◆ **WHAT TO PRODUCE**: Identify and copy all lines of the material where the string "with" is found.

◆ **DATASET EXCERPT**:
* begin *
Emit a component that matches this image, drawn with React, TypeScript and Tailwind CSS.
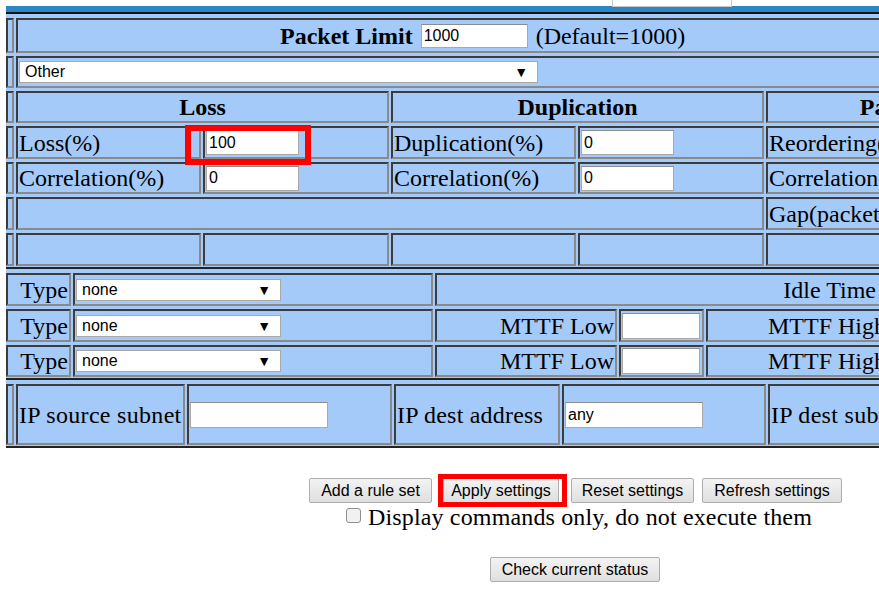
import type { ReactNode } from 'react';

const SANS = "font-['Liberation_Sans',Arial,sans-serif]";

// inset table cell, like border="1" on an old html table
const Cell = ({ className = '', children }: { className?: string; children?: ReactNode }) => (
    <div
        className={`flex items-center bg-[#a4cafa] border-2 border-t-[#3c3c3c] border-l-[#3c3c3c] border-b-[#8a8a8a] border-r-[#8a8a8a] px-px whitespace-nowrap ${className}`}
    >
        {children}
    </div>
);

const TextBox = ({ value = '', className = '' }: { value?: string; className?: string }) => (
    <input
        readOnly
        value={value}
        className={`shrink-0 bg-white border border-[#a9a9a9] border-t-[#8c8c8c] px-[2px] ${SANS} text-[16px] text-black outline-none ${className}`}
    />
);

const Dropdown = ({ value, className = '' }: { value: string; className?: string }) => (
    <div
        className={`shrink-0 flex items-center justify-between bg-white border border-[#a9a9a9] pl-[5px] pr-[9px] ${SANS} text-[16px] leading-none ${className}`}
    >
        <span>{value}</span>
        <span className="text-[14px]">▼</span>
    </div>
);

const Button = ({ label, className = '' }: { label: string; className?: string }) => (
    <button
        className={`h-[25px] shrink-0 border border-[#adadad] rounded-[2px] bg-linear-to-b from-[#f3f3f3] to-[#dfdfdf] ${SANS} text-[16px] text-black leading-none ${className}`}
    >
        {label}
    </button>
);

const Tiny = () => <Cell />;

const App = () => {
    return (
        <div className="relative w-[879px] h-[592px] overflow-hidden bg-white font-['Liberation_Serif','Times_New_Roman',serif] text-[24px] text-black">
            {/* top strip with the clipped field from above */}
            <div className="h-[6px] pl-[612px]">
                <div className="relative z-10 h-[7px] w-[120px] bg-white border-x border-b border-[#c4c4c4]" />
            </div>
            <div className="ml-[6px] h-[6px] bg-[#2b86c5]" />
            <div className="ml-[6px] h-[2px] bg-[#111111]" />

            {/* Section A: limits, loss, duplication, reordering */}
            <div className="ml-[6px] w-[1150px] bg-[#a4cafa] pt-[4px] pb-[1px] border-b-2 border-[#222222]">
                <div className="grid grid-cols-[8px_185px_186px_185px_186px_185px_186px] grid-rows-[35px_32px_32px_33px_32px_33px_33px] gap-x-[2px] gap-y-[3px]">
                    <Tiny />
                    <Cell className="col-span-6 pl-[262px]">
                        <span className="font-bold">Packet Limit</span>
                        <TextBox value="1000" className="ml-[8px] w-[107px] h-[24px]" />
                        <span className="ml-[8px]">(Default=1000)</span>
                    </Cell>

                    <Tiny />
                    <Cell className="col-span-6">
                        <Dropdown value="Other" className="w-[519px] h-[22px]" />
                    </Cell>

                    <Tiny />
                    <Cell className="col-span-2 justify-center font-bold">Loss</Cell>
                    <Cell className="col-span-2 justify-center font-bold">Duplication</Cell>
                    <Cell className="col-span-2 justify-center font-bold">Packet reordering</Cell>

                    <Tiny />
                    <Cell>Loss(%)</Cell>
                    <Cell>
                        <div className="relative flex">
                            <TextBox value="100" className="w-[93px] h-[25px]" />
                            <div className="absolute -left-[21px] -top-[5px] -right-[12px] -bottom-[10px] border-[6px] border-[#ff0000]" />
                        </div>
                    </Cell>
                    <Cell>Duplication(%)</Cell>
                    <Cell>
                        <TextBox value="0" className="w-[93px] h-[25px]" />
                    </Cell>
                    <Cell>Reordering(%)</Cell>
                    <Cell>
                        <TextBox value="0" className="w-[93px] h-[25px]" />
                    </Cell>

                    <Tiny />
                    <Cell>Correlation(%)</Cell>
                    <Cell>
                        <TextBox value="0" className="w-[93px] h-[25px]" />
                    </Cell>
                    <Cell>Correlation(%)</Cell>
                    <Cell>
                        <TextBox value="0" className="w-[93px] h-[25px]" />
                    </Cell>
                    <Cell>Correlation(%)</Cell>
                    <Cell>
                        <TextBox value="0" className="w-[93px] h-[25px]" />
                    </Cell>

                    <Tiny />
                    <Cell className="col-span-4" />
                    <Cell>Gap(packets)</Cell>
                    <Cell>
                        <TextBox value="" className="w-[93px] h-[25px]" />
                    </Cell>

                    <Tiny />
                    <Cell />
                    <Cell />
                    <Cell />
                    <Cell />
                    <Cell />
                    <Cell />
                </div>
            </div>

            {/* Section B: link failures */}
            <div className="ml-[6px] w-[1150px] bg-[#a4cafa] pt-[4px] pb-[1px] border-b-2 border-[#222222]">
                <div className="grid grid-cols-[65px_360px_182px_85px_183px_200px] grid-rows-[33px_33px_32px] gap-x-[2px] gap-y-[3px]">
                    <Cell className="justify-end">Type</Cell>
                    <Cell>
                        <Dropdown value="none" className="w-[205px] h-[22px]" />
                    </Cell>
                    <Cell className="col-span-3 justify-end pr-[11px]">Idle Time</Cell>
                    <Cell>
                        <TextBox value="" className="w-[78px] h-[26px]" />
                    </Cell>

                    <Cell className="justify-end">Type</Cell>
                    <Cell>
                        <Dropdown value="none" className="w-[205px] h-[22px]" />
                    </Cell>
                    <Cell className="justify-end">MTTF Low</Cell>
                    <Cell>
                        <TextBox value="" className="w-[78px] h-[26px]" />
                    </Cell>
                    <Cell className="justify-end">MTTF High</Cell>
                    <Cell>
                        <TextBox value="" className="w-[78px] h-[26px]" />
                    </Cell>

                    <Cell className="justify-end">Type</Cell>
                    <Cell>
                        <Dropdown value="none" className="w-[205px] h-[22px]" />
                    </Cell>
                    <Cell className="justify-end">MTTF Low</Cell>
                    <Cell>
                        <TextBox value="" className="w-[78px] h-[26px]" />
                    </Cell>
                    <Cell className="justify-end">MTTF High</Cell>
                    <Cell>
                        <TextBox value="" className="w-[78px] h-[26px]" />
                    </Cell>
                </div>
            </div>

            {/* Section C: addresses */}
            <div className="ml-[6px] w-[1150px] bg-[#a4cafa] pt-[4px] pb-[1px] border-b-2 border-[#222222]">
                <div className="grid grid-cols-[8px_169px_205px_166px_204px_200px] grid-rows-[61px] gap-x-[2px]">
                    <Tiny />
                    <Cell className="tracking-[0.3px]">IP source subnet</Cell>
                    <Cell>
                        <TextBox value="" className="w-[138px] h-[26px]" />
                    </Cell>
                    <Cell className="tracking-[0.2px]">IP dest address</Cell>
                    <Cell>
                        <TextBox value="any" className="w-[138px] h-[26px]" />
                    </Cell>
                    <Cell className="tracking-[0.3px]">IP dest subnet</Cell>
                </div>
            </div>

            {/* actions */}
            <div className="mt-[30px] flex items-start pl-[309px]">
                <Button label="Add a rule set" className="w-[123px]" />
                <div className="relative ml-[11px] flex">
                    <Button label="Apply settings" className="w-[116px]" />
                    <div className="absolute -left-[5px] -top-[4px] -right-[8px] -bottom-[4px] border-[5px] border-[#ff0000]" />
                </div>
                <Button label="Reset settings" className="ml-[12px] w-[123px]" />
                <Button label="Refresh settings" className="ml-[8px] w-[140px]" />
            </div>
            <div className="flex h-[28px] pl-[346px]">
                <div className="mt-[5px] w-[15px] h-[15px] rounded-[3px] border border-[#8f8f8f] bg-[#f1f1f1]" />
                <span className="ml-[7px] leading-[28px] tracking-[0.15px]">Display commands only, do not execute them</span>
            </div>
            <div className="mt-[26px] flex pl-[490px]">
                <Button label="Check current status" className="w-[170px]" />
            </div>
        </div>
    );
};

export default App;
* end *
◆ **SOLUTION TO THE EXERCISE**:
Emit a component that matches this image, drawn with React, TypeScript and Tailwind CSS.
            {/* top strip with the clipped field from above */}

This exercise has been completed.